Entries with page source code:
▽

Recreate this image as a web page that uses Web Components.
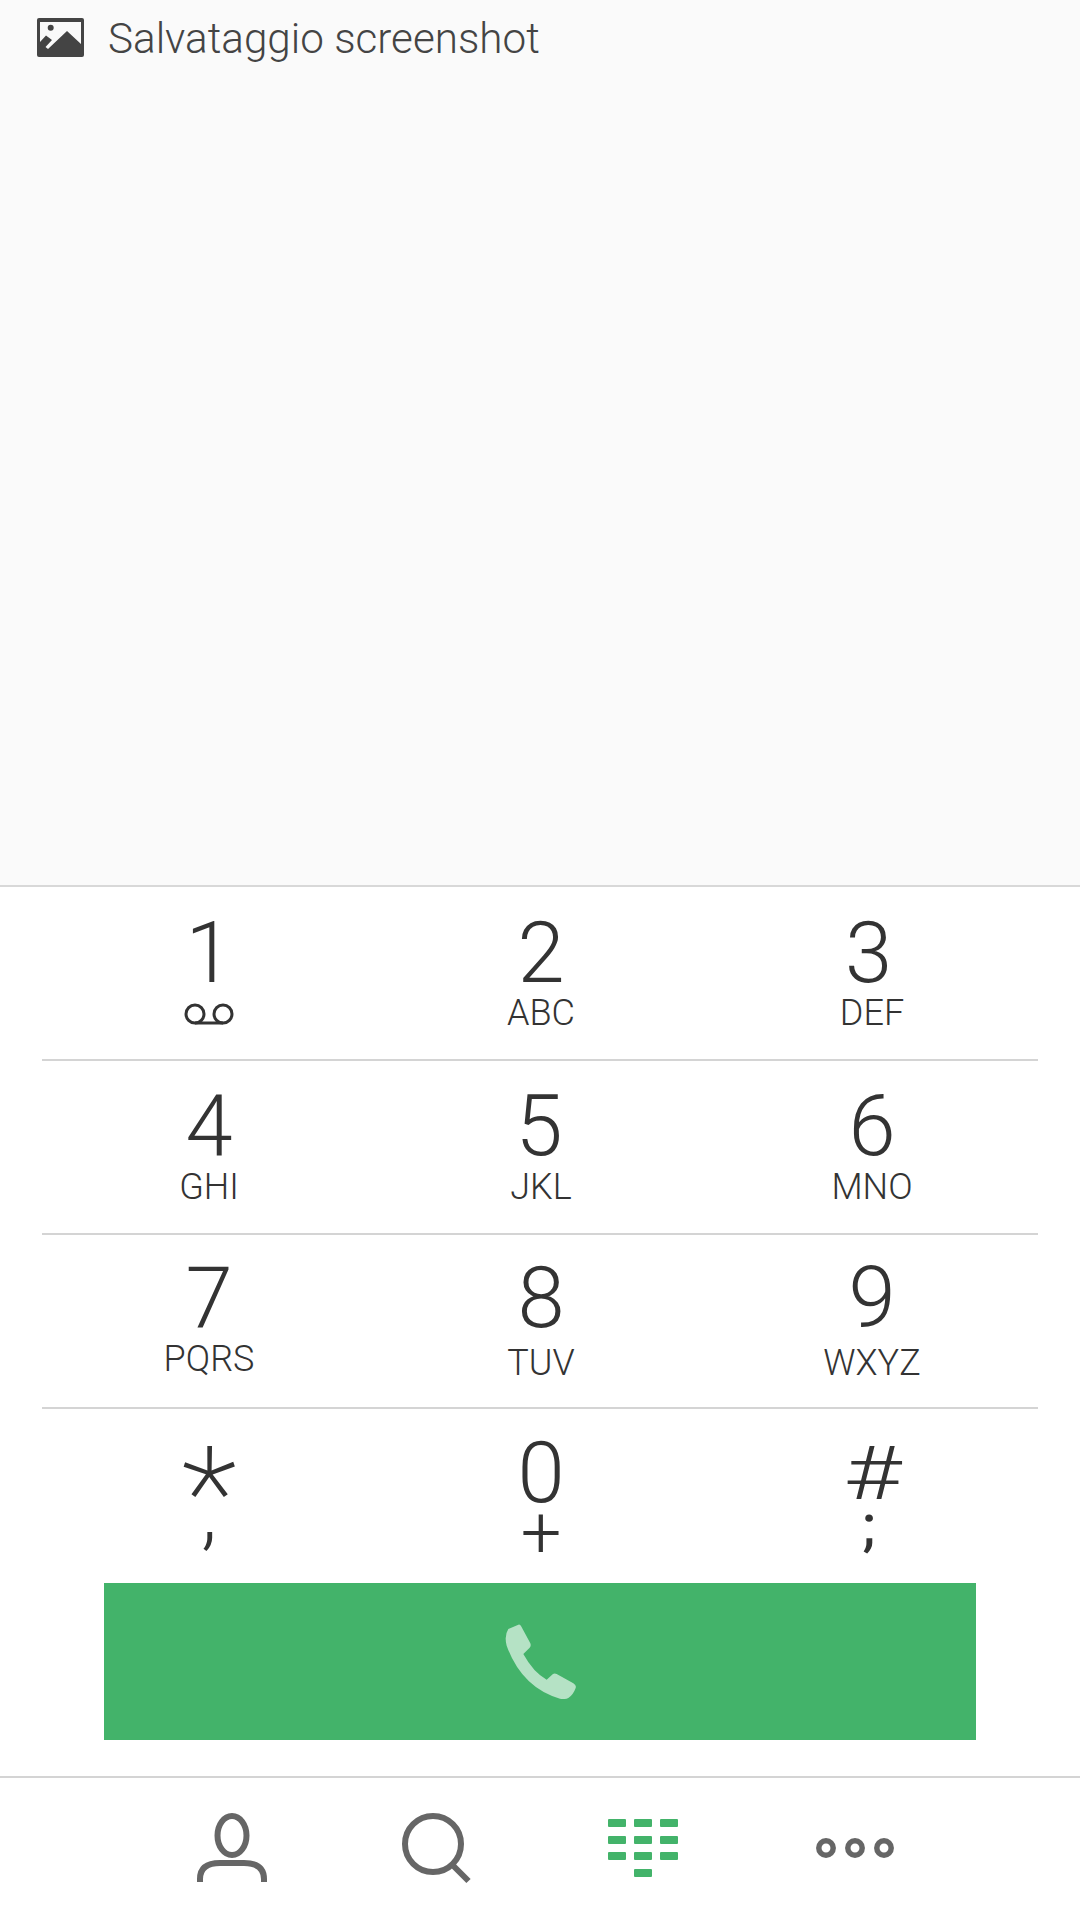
<!DOCTYPE html>
<html>
<head>
<meta charset="utf-8">
<style>
	html, body {margin:0; padding:0; background:#fff; font-family:Roboto, "Liberation Sans", sans-serif;}
	body {width:1080px; height:1920px; overflow:hidden; display:flex; flex-direction:column;}
</style>
</head>
<body>
	<notification-area>
		<svg slot="icon" width="47" height="39" viewBox="0 0 47 39">
			<rect width="47" height="39" rx="2" fill="#444"/>
			<polygon fill="#fafafa" points="3,4 44,4 44,26 30,13 11,31 8.5,29 15,22 9,17.5 3,24"/>
			<circle cx="13.7" cy="9.7" r="3" fill="#444"/>
		</svg>
		Salvataggio screenshot
	</notification-area>

	<dial-pad>
		<dial-row style="--digit-top:25px;">
			<dial-key style="--sub-gap:0px;">1
				<svg slot="sub" width="50" height="22" viewBox="0 0 50 22" style="margin-top:8px;">
					<g fill="none" stroke="#333" stroke-width="3">
						<circle cx="11" cy="11" r="9"/>
						<circle cx="39" cy="11" r="9"/>
						<line x1="11" y1="20" x2="39" y2="20"/>
					</g>
				</svg>
			</dial-key>
			<dial-key>2<span slot="sub">ABC</span></dial-key>
			<dial-key style="--digit-dx:-7px;">3<span slot="sub">DEF</span></dial-key>
		</dial-row>
		<dial-row style="--digit-top:24px;--sub-gap:2px;">
			<dial-key>4<span slot="sub">GHI</span></dial-key>
			<dial-key style="--digit-dx:-4px;">5<span slot="sub">JKL</span></dial-key>
			<dial-key>6<span slot="sub">MNO</span></dial-key>
		</dial-row>
		<dial-row style="--digit-top:22px;--sub-gap:6px;">
			<dial-key style="--sub-gap:2px;">7<span slot="sub">PQRS</span></dial-key>
			<dial-key>8<span slot="sub">TUV</span></dial-key>
			<dial-key>9<span slot="sub">WXYZ</span></dial-key>
		</dial-row>
		<dial-row style="--digit-top:23px;" last>
			<dial-key style="--digit-size:130px;--digit-shift:20px;--digit-weight:200;--sub-size:84px;--sub-gap:-41px;--sub-weight:300;">*<span slot="sub">,</span></dial-key>
			<dial-key style="--sub-size:72px;--sub-gap:0px;">0<span slot="sub">+</span></dial-key>
			<dial-key style="--digit-size:74px;--digit-scale:1.35;--sub-size:56px;--sub-gap:-7px;--sub-weight:500;--digit-dx:2px;--sub-dx:-6px;">#<span slot="sub">;</span></dial-key>
		</dial-row>
	</dial-pad>

	<call-button></call-button>

	<tab-bar>
		<tab-icon>
			<svg width="72" height="72" viewBox="0 0 72 72">
				<g fill="none" stroke="#666" stroke-width="6">
					<ellipse cx="36" cy="22.5" rx="14.5" ry="19.5"/>
					<path d="M4 69 V66 Q4 50 24 50 H48 Q68 50 68 66 V69"/>
				</g>
			</svg>
		</tab-icon>
		<tab-icon>
			<svg width="72" height="72" viewBox="0 0 72 72">
				<g fill="none" stroke="#666" stroke-width="6">
					<circle cx="33" cy="31" r="28"/>
					<line x1="52.5" y1="52" x2="68.5" y2="68"/>
				</g>
			</svg>
		</tab-icon>
		<tab-icon>
			<svg width="72" height="72" viewBox="0 0 72 72">
				<g fill="#43b36a">
					<rect x="1" y="6" width="18" height="8" rx="1"/><rect x="27" y="6" width="18" height="8" rx="1"/><rect x="53" y="6" width="18" height="8" rx="1"/>
					<rect x="1" y="23" width="18" height="8" rx="1"/><rect x="27" y="23" width="18" height="8" rx="1"/><rect x="53" y="23" width="18" height="8" rx="1"/>
					<rect x="1" y="39" width="18" height="8" rx="1"/><rect x="27" y="39" width="18" height="8" rx="1"/><rect x="53" y="39" width="18" height="8" rx="1"/>
					<rect x="27" y="56" width="18" height="8" rx="1"/>
				</g>
			</svg>
		</tab-icon>
		<tab-icon>
			<svg width="80" height="72" viewBox="0 0 80 72">
				<g fill="none" stroke="#666" stroke-width="5.5">
					<circle cx="11" cy="35" r="7.2"/>
					<circle cx="40" cy="35" r="7.2"/>
					<circle cx="69" cy="35" r="7.2"/>
				</g>
			</svg>
		</tab-icon>
	</tab-bar>

	<script>
		const make_shadow = (el, html) => {
			const shadow = el.attachShadow({mode: 'open'});
			const template = document.createElement('template');
			template.innerHTML = html;
			shadow.append(template.content);
		}

		customElements.define('notification-area', class extends HTMLElement {
			constructor() {
				super();
				make_shadow(this, `
					<style>
						:host {display:block; box-sizing:border-box; height:887px; background:#fafafa; border-bottom:2px solid #d8d8d8; color:#444;}
						.line {display:flex; align-items:center; gap:24px; padding:18px 0 0 37px; height:39px;}
						.text {font-size:42.2px; font-weight:300; line-height:39px; padding-top:2px; white-space:nowrap;}
						::slotted(svg) {flex:none;}
					</style>
					<div class="line"><slot name="icon"></slot><span class="text"><slot></slot></span></div>
				`);
			}
		});

		customElements.define('dial-pad', class extends HTMLElement {
			constructor() {
				super();
				make_shadow(this, `
					<style>
						:host {display:block; padding:0 42px; color:#333;}
					</style>
					<slot></slot>
				`);
			}
		});

		customElements.define('dial-row', class extends HTMLElement {
			constructor() {
				super();
				make_shadow(this, `
					<style>
						:host {display:grid; grid-template-columns:334px 330px 332px; box-sizing:border-box; height:174px; border-bottom:2px solid #d4d4d4;}
						:host([last]) {border-bottom:0;}
					</style>
					<slot></slot>
				`);
			}
		});

		customElements.define('dial-key', class extends HTMLElement {
			constructor() {
				super();
				make_shadow(this, `
					<style>
						:host {display:flex; flex-direction:column; align-items:center; padding-top:var(--digit-top, 25px); font-weight:300;}
						.digit {height:83px; margin-top:var(--digit-shift, 0); margin-left:var(--digit-dx, 0); font-size:var(--digit-size, 85px); font-weight:var(--digit-weight, 300); line-height:83px; transform:scaleX(var(--digit-scale, 1));}
						.sub {display:flex; justify-content:center; margin-top:var(--sub-gap, 1px); margin-left:var(--sub-dx, 0); font-size:var(--sub-size, 36px); font-weight:var(--sub-weight, 300); line-height:35px; white-space:nowrap;}
					</style>
					<div class="digit"><slot></slot></div>
					<div class="sub"><slot name="sub"></slot></div>
				`);
			}
		});

		customElements.define('call-button', class extends HTMLElement {
			constructor() {
				super();
				make_shadow(this, `
					<style>
						:host {display:flex; align-items:center; justify-content:center; height:157px; margin:0 104px 36px 104px; background:#43b36a;}
					</style>
					<svg width="71" height="75" viewBox="0 0 213 225">
						<path fill="#b5e2c5" d="M10 15 L40 2 Q45 0 48 6 L76 58 Q79 66 74 71 L55 90 Q85 145 125 167 L143 151 Q148 146 155 150 L205 178 Q215 184 212 192 Q205 212 190 222 Q180 227 165 224 Q50 190 5 65 Q-3 35 10 15 Z"/>
					</svg>
				`);
			}
		});

		customElements.define('tab-bar', class extends HTMLElement {
			constructor() {
				super();
				make_shadow(this, `
					<style>
						:host {display:grid; grid-template-columns:203.5px 207.5px 208px 80px; box-sizing:border-box; flex:1; padding:35px 0 0 196px; border-top:2px solid #d4d4d4;}
					</style>
					<slot></slot>
				`);
			}
		});

		customElements.define('tab-icon', class extends HTMLElement {
			constructor() {
				super();
				make_shadow(this, `
					<style>
						:host {display:flex; justify-content:flex-start; align-items:flex-start;}
						::slotted(svg) {display:block;}
					</style>
					<slot></slot>
				`);
			}
		});
	</script>
</body>
</html>
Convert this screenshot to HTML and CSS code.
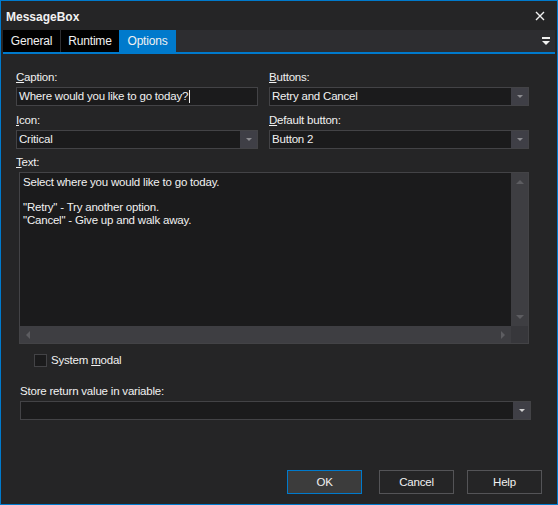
FILE: index.html
```html
<!DOCTYPE html>
<html lang="en">
<head>
    <meta charset="UTF-8">
    <title>MessageBox</title>
    <link rel="stylesheet" href="styles.css">
</head>
<body>
    <div class="window">
        <div class="titlebar">
            <span class="title">MessageBox</span>
            <svg class="close" width="10" height="10" viewBox="0 0 10 10">
                <path d="M1 1 L9 9 M9 1 L1 9" stroke="#f1f1f1" stroke-width="1.4"/>
            </svg>
        </div>

        <div class="tabs">
            <div class="tab general">General</div>
            <div class="tab runtime">Runtime</div>
            <div class="tab active">Options</div>
            <div class="tab-menu">
                <svg width="8" height="9" viewBox="0 0 8 9">
                    <rect x="0" y="0" width="8" height="2" fill="#f1f1f1"/>
                    <path d="M0 4 L8 4 L4 8 Z" fill="#f1f1f1"/>
                </svg>
            </div>
        </div>

        <div class="content">
            <div class="grid">
                <div class="field">
                    <label><u>C</u>aption:</label>
                    <div class="input">Where would you like to go today?<span class="caret"></span></div>
                </div>
                <div class="field">
                    <label><u>B</u>uttons:</label>
                    <div class="input select">
                        <span class="value">Retry and Cancel</span>
                        <span class="drop"><i class="tri"></i></span>
                    </div>
                </div>
                <div class="field">
                    <label><u>I</u>con:</label>
                    <div class="input select">
                        <span class="value">Critical</span>
                        <span class="drop"><i class="tri"></i></span>
                    </div>
                </div>
                <div class="field">
                    <label><u>D</u>efault button:</label>
                    <div class="input select">
                        <span class="value">Button 2</span>
                        <span class="drop"><i class="tri"></i></span>
                    </div>
                </div>
            </div>

            <label class="text-label"><u>T</u>ext:</label>
            <div class="textbox">
                <div class="text">Select where you would like to go today.<br><br>"Retry" - Try another option.<br>"Cancel" - Give up and walk away.</div>
                <div class="vscroll">
                    <i class="arrow up"></i>
                    <i class="arrow down"></i>
                </div>
                <div class="hscroll">
                    <i class="arrow left"></i>
                    <i class="arrow right"></i>
                </div>
                <div class="corner"></div>
            </div>

            <div class="check-row">
                <span class="checkbox"></span>
                <span>System <u>m</u>odal</span>
            </div>

            <label class="store-label">Store return value in variable:</label>
            <div class="input select store">
                <span class="value"></span>
                <span class="drop"><i class="tri light"></i></span>
            </div>
        </div>

        <div class="footer">
            <div class="btn default">OK</div>
            <div class="btn cancel">Cancel</div>
            <div class="btn help">Help</div>
        </div>
    </div>
</body>
</html>
```

FILE: styles.css
```css
body {
    margin: 0;
    background: #252526;
    font-family: "Liberation Sans", Arial, sans-serif;
    font-size: 11.5px;
    letter-spacing: -0.2px;
    color: #f1f1f1;
}
.window {
    width: 558px;
    height: 505px;
    box-sizing: border-box;
    border: 1px solid #007acc;
    background: #252526;
    display: flex;
    flex-direction: column;
}
.titlebar {
    height: 29px;
    display: flex;
    align-items: center;
    justify-content: space-between;
    padding: 0 12px 0 5px;
}
.title {
    font-weight: bold;
    font-size: 12px;
    letter-spacing: 0;
    margin-top: 2px;
}
.close {
    margin-top: 1px;
}
.tabs {
    height: 22px;
    margin: 0 2px 0 2px;
    background: #2d2d30;
    border-bottom: 2px solid #007acc;
    display: flex;
}
.tab {
    background: #000;
    line-height: 22px;
    font-size: 12px;
    text-align: center;
}
.tab.general {
    width: 57px;
    border-right: 1px solid #2d2d30;
}
.tab.runtime {
    width: 58px;
}
.tab.active {
    background: #007acc;
    width: 57px;
}
.tab-menu {
    margin-left: auto;
    padding: 6px 5px 0 0;
}
.content {
    padding: 16px 0 0 15px;
}
.grid {
    display: grid;
    grid-template-columns: 242px 260px;
    column-gap: 11px;
    row-gap: 7px;
}
label {
    display: block;
    line-height: 14px;
    margin-bottom: 3px;
}
.input {
    height: 19px;
    box-sizing: border-box;
    background: #1b1b1c;
    border: 1px solid #434346;
    padding: 0 2px;
    line-height: 17px;
    display: flex;
    align-items: center;
    white-space: nowrap;
}
.caret {
    display: inline-block;
    width: 1px;
    height: 13px;
    background: #f1f1f1;
    margin-left: 1px;
}
.select {
    padding: 0 0 0 2px;
}
.select .value {
    flex: 1;
}
.drop {
    width: 17px;
    height: 17px;
    background: #3f3f46;
    display: flex;
    align-items: center;
    justify-content: center;
}
.tri {
    width: 0;
    height: 0;
    border-left: 3px solid transparent;
    border-right: 3px solid transparent;
    border-top: 3px solid #8c8c90;
}
.tri.light {
    border-top-color: #d0d0d0;
}
.text-label {
    margin-top: 6px;
    margin-bottom: 3px;
}
.textbox {
    margin-left: 3px;
    width: 510px;
    height: 172px;
    box-sizing: border-box;
    border: 1px solid #434346;
    background: #1b1b1c;
    display: grid;
    grid-template-columns: 1fr 17px;
    grid-template-rows: 1fr 17px;
}
.text {
    padding: 3px 3px;
    line-height: 12.5px;
}
.vscroll, .hscroll {
    background: #3e3e42;
    display: flex;
    justify-content: space-between;
    align-items: center;
}
.vscroll {
    flex-direction: column;
    padding: 7px 0;
}
.hscroll {
    padding: 0 6px;
}
.corner {
    background: #37373b;
}
.arrow {
    width: 0;
    height: 0;
}
.arrow.up {
    border-left: 4px solid transparent;
    border-right: 4px solid transparent;
    border-bottom: 4px solid #5d5d61;
}
.arrow.down {
    border-left: 4px solid transparent;
    border-right: 4px solid transparent;
    border-top: 4px solid #5d5d61;
}
.arrow.left {
    border-top: 4px solid transparent;
    border-bottom: 4px solid transparent;
    border-right: 4px solid #5d5d61;
}
.arrow.right {
    border-top: 4px solid transparent;
    border-bottom: 4px solid transparent;
    border-left: 4px solid #5d5d61;
}
.check-row {
    display: flex;
    align-items: center;
    margin: 9px 0 0 18px;
    height: 14px;
}
.checkbox {
    width: 13px;
    height: 13px;
    box-sizing: border-box;
    background: #1b1b1c;
    border: 1px solid #434346;
    margin-right: 4px;
}
.store-label {
    margin: 17px 0 3px 4px;
}
.store {
    margin-left: 4px;
    width: 511px;
}
.footer {
    margin-top: auto;
    display: flex;
    justify-content: flex-end;
    padding: 0 15px 9px 0;
}
.btn {
    width: 75px;
    height: 24px;
    box-sizing: border-box;
    border: 1px solid #545457;
    background: #252526;
    text-align: center;
    line-height: 22px;
}
.btn.default {
    border-color: #007acc;
    background: #3c3c3c;
    margin-bottom: 1px;
}
.btn.cancel {
    margin-left: 17px;
    margin-bottom: 1px;
}
.btn.help {
    margin-left: 13px;
}
```
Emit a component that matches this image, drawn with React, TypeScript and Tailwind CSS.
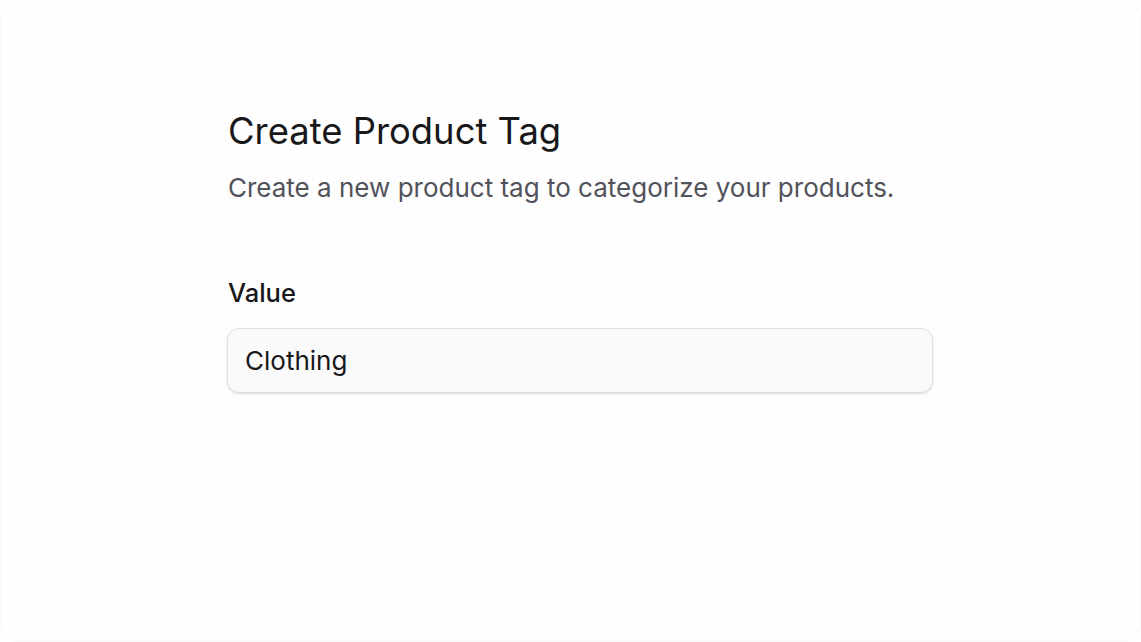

△

§ **What to work on**:
Starting with the first line of the data above and ending with the line containing "</notification-area>", please restate every line exactly, leaving images out.

§ **The output**:
Recreate this image as a web page that uses Web Components.
<!DOCTYPE html>
<html>
<head>
<meta charset="utf-8">
<style>
	html, body {margin:0; padding:0; background:#fff; font-family:Roboto, "Liberation Sans", sans-serif;}
	body {width:1080px; height:1920px; overflow:hidden; display:flex; flex-direction:column;}
</style>
</head>
<body>
	<notification-area>
		<svg slot="icon" width="47" height="39" viewBox="0 0 47 39">
			<rect width="47" height="39" rx="2" fill="#444"/>
			<polygon fill="#fafafa" points="3,4 44,4 44,26 30,13 11,31 8.5,29 15,22 9,17.5 3,24"/>
			<circle cx="13.7" cy="9.7" r="3" fill="#444"/>
		</svg>
		Salvataggio screenshot
	</notification-area>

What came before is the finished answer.